3.6 per cent less than last year

Beancounters working for IDC have been adding up some numbers and reached the conclusion that the worldwide server market is experienced a year-on-year revenue slump of 3.6 percent in the first quarter.

IDC's numbers people think that the server market is now worth $12.4 billion which is disappointing after seven quarters of growth.

Shipments of servers dropped by three percent to 2.2 million units. IDC thinks that this is because of the end of the enterprise refresh cycle and a “pause” in investments in hyperscale server deployments. These investments will restart in the second half of this year with a pick up in expenditure on servers for existing data centers and the roll out of new ones.

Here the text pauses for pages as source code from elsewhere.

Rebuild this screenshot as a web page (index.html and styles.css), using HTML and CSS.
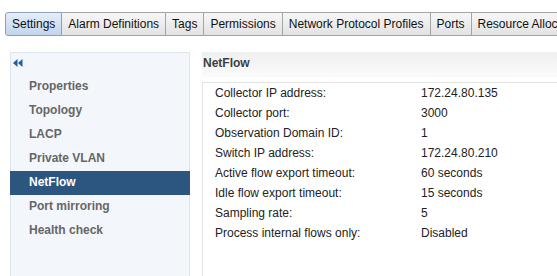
FILE: index.html
```html
<!DOCTYPE html>
<html lang="en">
<head>
    <meta charset="UTF-8">
    <meta name="viewport" content="width=device-width, initial-scale=1.0">
    <title>Distributed Switch | NetFlow</title>
    <link rel="stylesheet" href="styles.css">
</head>
<body>
    <div class="tabs">
        <div class="tab active">Settings</div>
        <div class="tab">Alarm Definitions</div>
        <div class="tab">Tags</div>
        <div class="tab">Permissions</div>
        <div class="tab">Network Protocol Profiles</div>
        <div class="tab">Ports</div>
        <div class="tab">Resource Allocation</div>
    </div>

    <div class="main">
        <div class="sidebar">
            <div class="collapse">
                <svg width="10" height="8" viewBox="0 0 10 8">
                    <polygon points="0,4 4.5,0 4.5,8" fill="#1d5ea8"/>
                    <polygon points="5,4 9.5,0 9.5,8" fill="#1d5ea8"/>
                </svg>
            </div>
            <div class="nav-item">Properties</div>
            <div class="nav-item">Topology</div>
            <div class="nav-item">LACP</div>
            <div class="nav-item">Private VLAN</div>
            <div class="nav-item selected">NetFlow</div>
            <div class="nav-item">Port mirroring</div>
            <div class="nav-item">Health check</div>
        </div>

        <div class="content">
            <div class="content-header">NetFlow</div>
            <div class="details">
                <div class="row"><span class="label">Collector IP address:</span><span>172.24.80.135</span></div>
                <div class="row"><span class="label">Collector port:</span><span>3000</span></div>
                <div class="row"><span class="label">Observation Domain ID:</span><span>1</span></div>
                <div class="row"><span class="label">Switch IP address:</span><span>172.24.80.210</span></div>
                <div class="row"><span class="label">Active flow export timeout:</span><span>60 seconds</span></div>
                <div class="row"><span class="label">Idle flow export timeout:</span><span>15 seconds</span></div>
                <div class="row"><span class="label">Sampling rate:</span><span>5</span></div>
                <div class="row"><span class="label">Process internal flows only:</span><span>Disabled</span></div>
            </div>
        </div>
    </div>
</body>
</html>
```

FILE: styles.css
```css
:root {
    --tab-border: #a4a4a4;
    --side-bg: #f3f6fa;
    --side-border: #dfe5ec;
    --selected: #2c5580;
    --text: #222;
    --muted: #666;
}

* {
    margin: 0;
    padding: 0;
    box-sizing: border-box;
    font-family: 'Liberation Sans', Arial, sans-serif;
}

body {
    background: white;
    color: var(--text);
    overflow: hidden;
    height: 276px;
}

.tabs {
    display: flex;
    padding: 12px 0 0 5px;
    white-space: nowrap;
}

.tab {
    height: 24px;
    line-height: 22px;
    padding: 0 6px;
    font-size: 12px;
    color: #111;
    border: 1px solid var(--tab-border);
    border-left: none;
    background: linear-gradient(#f7f7f7, #e2e2e2);
    flex-shrink: 0;
}

.tab.active {
    border-left: 1px solid #8e9fb4;
    border-color: #8e9fb4;
    border-radius: 3px 0 0 3px;
    background: linear-gradient(#e4eefa, #c2d5ee);
}

.main {
    display: flex;
    gap: 12px;
    margin-top: 16px;
    padding-left: 10px;
}

.sidebar {
    width: 180px;
    flex-shrink: 0;
    height: 224px;
    background: var(--side-bg);
    border: 1px solid var(--side-border);
    border-bottom: none;
}

.collapse {
    height: 22px;
    padding: 6px 0 0 2px;
}

.collapse svg {
    display: block;
}

.nav-item {
    height: 24px;
    line-height: 23px;
    padding-left: 18px;
    font-size: 12px;
    font-weight: 700;
    color: var(--muted);
}

.nav-item.selected {
    background: var(--selected);
    color: white;
    margin: 0 -1px;
    padding-left: 19px;
}

.content {
    flex: 1;
}

.content-header {
    height: 25px;
    line-height: 22px;
    padding-left: 1px;
    font-size: 12px;
    font-weight: 700;
    color: #3a3f45;
    background: linear-gradient(#efefef, #fbfbfb);
}

.details {
    margin-top: 5px;
    height: 194px;
    border-top: 1px solid #e3e3e3;
    border-left: 1px solid #e3e3e3;
    padding-left: 12px;
}

.row {
    display: flex;
    height: 20px;
    line-height: 20px;
    font-size: 12px;
    white-space: nowrap;
}

.label {
    width: 206px;
    flex-shrink: 0;
}
```
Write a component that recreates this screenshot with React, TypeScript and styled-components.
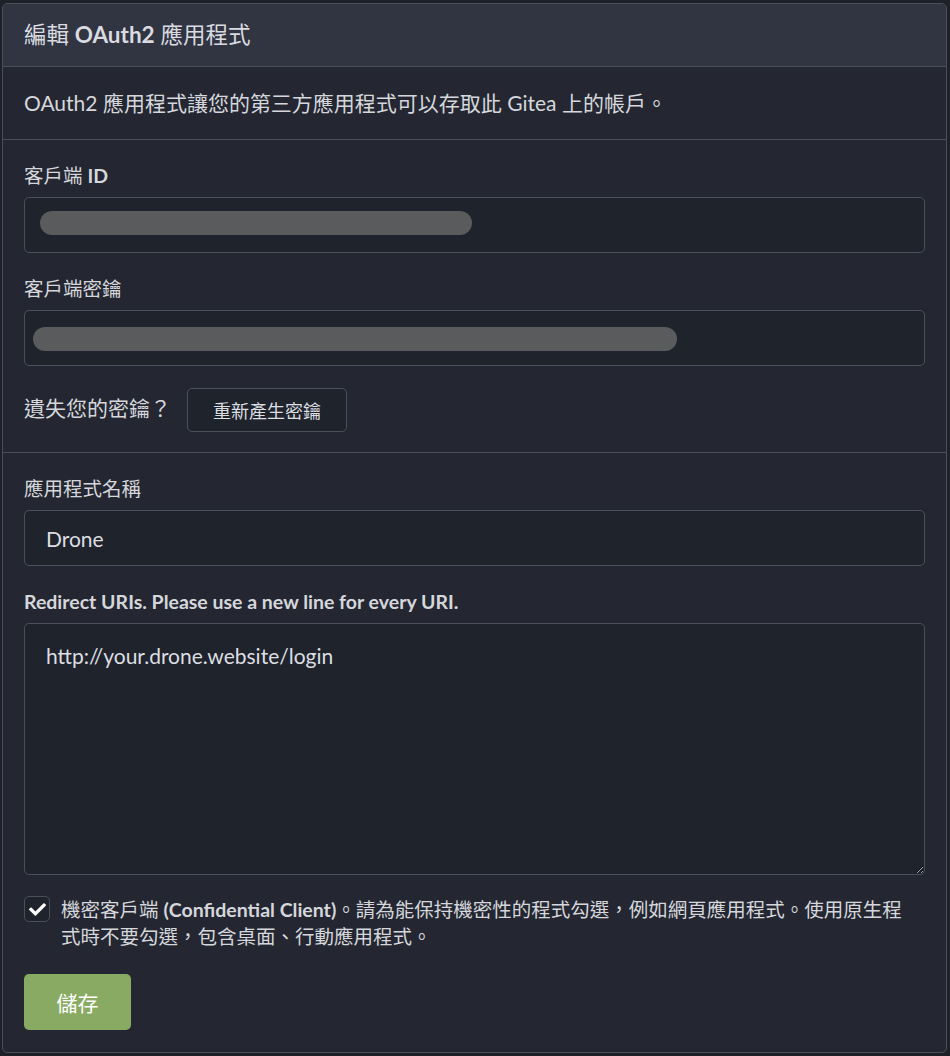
import React from "react";
import styled, { createGlobalStyle } from "styled-components";
import { FaCheck } from "react-icons/fa";

const FONT = 'Lato, "Noto Sans CJK TC", sans-serif';
const BORDER = "#4b4f5c";

const GlobalStyle = createGlobalStyle`
  html, body {
    margin: 0;
    padding: 0;
    background: #1e2128;
  }
  body {
    font-family: ${FONT};
    color: #d5d7dc;
  }
  * { box-sizing: border-box; }
`;

const Page = styled.div`
  padding: 3px 3px 3px 2px;
`;

const Panel = styled.section`
  border: 1px solid ${BORDER};
  border-radius: 5px;
  background: #242731;
  overflow: hidden;
`;

const Header = styled.h4`
  margin: 0;
  padding: 16px 21px;
  background: #313541;
  border-bottom: 1px solid ${BORDER};
  font-size: 22.5px;
  line-height: 30px;
  font-weight: 400;
  color: #d9dbe0;
`;

const Segment = styled.div<{ $divider?: boolean; $pb?: number }>`
  padding: 22px 21px ${(p) => p.$pb ?? 22}px;
  border-bottom: ${(p) => (p.$divider ? `1px solid ${BORDER}` : "none")};
`;

const DescSegment = styled.div`
  padding: 21px;
  border-bottom: 1px solid ${BORDER};
`;

const Description = styled.p`
  margin: 0;
  font-size: 21px;
  line-height: 30px;
`;

const Form = styled.div`
  display: flex;
  flex-direction: column;
`;

const Field = styled.div<{ $mb?: number }>`
  display: flex;
  flex-direction: column;
  gap: 7px;
  margin-bottom: ${(p) => p.$mb ?? 22}px;
`;

const Label = styled.label`
  font-size: 19.5px;
  line-height: 28px;
  font-weight: 400;
  color: #d5d7dc;
`;

const Strong = styled.b`
  font-weight: 700;
`;

const BoxBase = `
  width: 100%;
  border: 1px solid ${BORDER};
  border-radius: 5px;
  background: #1f232c;
  color: #dcdee2;
  font-family: ${FONT};
  font-size: 21px;
`;

const RedactedBox = styled.div<{ $inset: number; $top: number }>`
  ${BoxBase}
  height: 56px;
  padding: ${(p) => p.$top}px 0 0 ${(p) => p.$inset}px;
`;

const Redaction = styled.span`
  display: block;
  height: 24px;
  border-radius: 12px;
  background: #5a5b5c;
`;

const TextInput = styled.input`
  ${BoxBase}
  height: 56px;
  padding: 0 21px;
  outline: none;
`;

const TextArea = styled.textarea`
  ${BoxBase}
  height: 252px;
  padding: 18px 21px;
  line-height: 28px;
  resize: vertical;
  outline: none;
  display: block;
`;

const InlineRow = styled.div`
  display: flex;
  align-items: center;
  gap: 16px;
`;

const RowText = styled.span`
  font-size: 21px;
  line-height: 28px;
  margin-top: -4px;
`;

const BasicButton = styled.button`
  height: 44px;
  padding: 0 25px;
  border: 1px solid ${BORDER};
  border-radius: 5px;
  background: #1f232c;
  color: #dcdee2;
  font-family: ${FONT};
  font-size: 18px;
  cursor: pointer;
`;

const CheckRow = styled.label`
  display: flex;
  align-items: flex-start;
  gap: 11px;
  margin-bottom: 24px;
`;

const CheckBox = styled.span`
  flex: none;
  width: 26px;
  height: 26px;
  border: 1px solid ${BORDER};
  border-radius: 5px;
  background: #1f232c;
  display: flex;
  align-items: center;
  justify-content: center;
  color: #ffffff;
`;

const CheckText = styled.span`
  max-width: 848px;
  font-size: 19.5px;
  line-height: 27px;
  color: #d5d7dc;
`;

const PrimaryButton = styled.button`
  align-self: flex-start;
  height: 56px;
  width: 107px;
  padding: 0;
  border: none;
  border-radius: 5px;
  background: #88aa62;
  color: #ffffff;
  font-family: ${FONT};
  font-size: 21px;
  cursor: pointer;
`;

export default function App() {
  return (
    <>
      <GlobalStyle />
      <Page>
        <Panel>
          <Header>
            編輯 <Strong>OAuth2</Strong> 應用程式
          </Header>
          <DescSegment>
            <Description>OAuth2 應用程式讓您的第三方應用程式可以存取此 Gitea 上的帳戶。</Description>
          </DescSegment>
          <Segment $divider $pb={20}>
            <Form>
              <Field>
                <Label>
                  客戶端 <Strong>ID</Strong>
                </Label>
                <RedactedBox $inset={15} $top={13}>
                  <Redaction style={{ width: 432 }} />
                </RedactedBox>
              </Field>
              <Field>
                <Label>客戶端密鑰</Label>
                <RedactedBox $inset={8} $top={16}>
                  <Redaction style={{ width: 644 }} />
                </RedactedBox>
              </Field>
              <InlineRow>
                <RowText>遺失您的密鑰？</RowText>
                <BasicButton>重新產生密鑰</BasicButton>
              </InlineRow>
            </Form>
          </Segment>
          <Segment>
            <Form>
              <Field>
                <Label>應用程式名稱</Label>
                <TextInput defaultValue="Drone" />
              </Field>
              <Field $mb={21}>
                <Label>
                  <Strong>Redirect URIs. Please use a new line for every URI.</Strong>
                </Label>
                <TextArea defaultValue="http://your.drone.website/login" />
              </Field>
              <CheckRow>
                <CheckBox>
                  <FaCheck size={17} />
                </CheckBox>
                <CheckText>
                  機密客戶端 <Strong>(Confidential Client)</Strong>。請為能保持機密性的程式勾選，例如網頁應用程式。使用原生程式時不要勾選，包含桌面、行動應用程式。
                </CheckText>
              </CheckRow>
              <PrimaryButton>儲存</PrimaryButton>
            </Form>
          </Segment>
        </Panel>
      </Page>
    </>
  );
}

HP Enterprise has retained its top position, with revenue of $3.3 billion and a 26.7 percent share of market revenue, after a year on-year growth of 3.5 percent. Dell and IBM retained their number two and three spots respectively, but with year-on-year declines in revenue.

Dell’s revenue dropped 1.8 percent to nearly $2.3 billion for a 18.3 percent market share, IBM saw its revenue drop by a whopping 33 percent year-on-year to $1.1 billion. Last year it saw a triple-digit growth for its z Systems mainframes. Lenovo and Cisco tied for the fourth and fifth position.

Volume system revenue increased 1.8 percent in the quarter to $9.8 billion while revenue from midrange systems increased 8.3 percent in the quarter to $1.1 billion. Demand for high-end systems had a year-over-year revenue decline of 33.4 percent to $1.4 billion, mainly on account of the surge in demand for IBM mainframes last year, IDC said.

Western Europe saw positive growth at 1.7 percent, IDC said.

Intel dominates the server processor market with a 99.2 percent share of server chips in 2015. But ARM server chips will starting gaining traction next year, according IDC.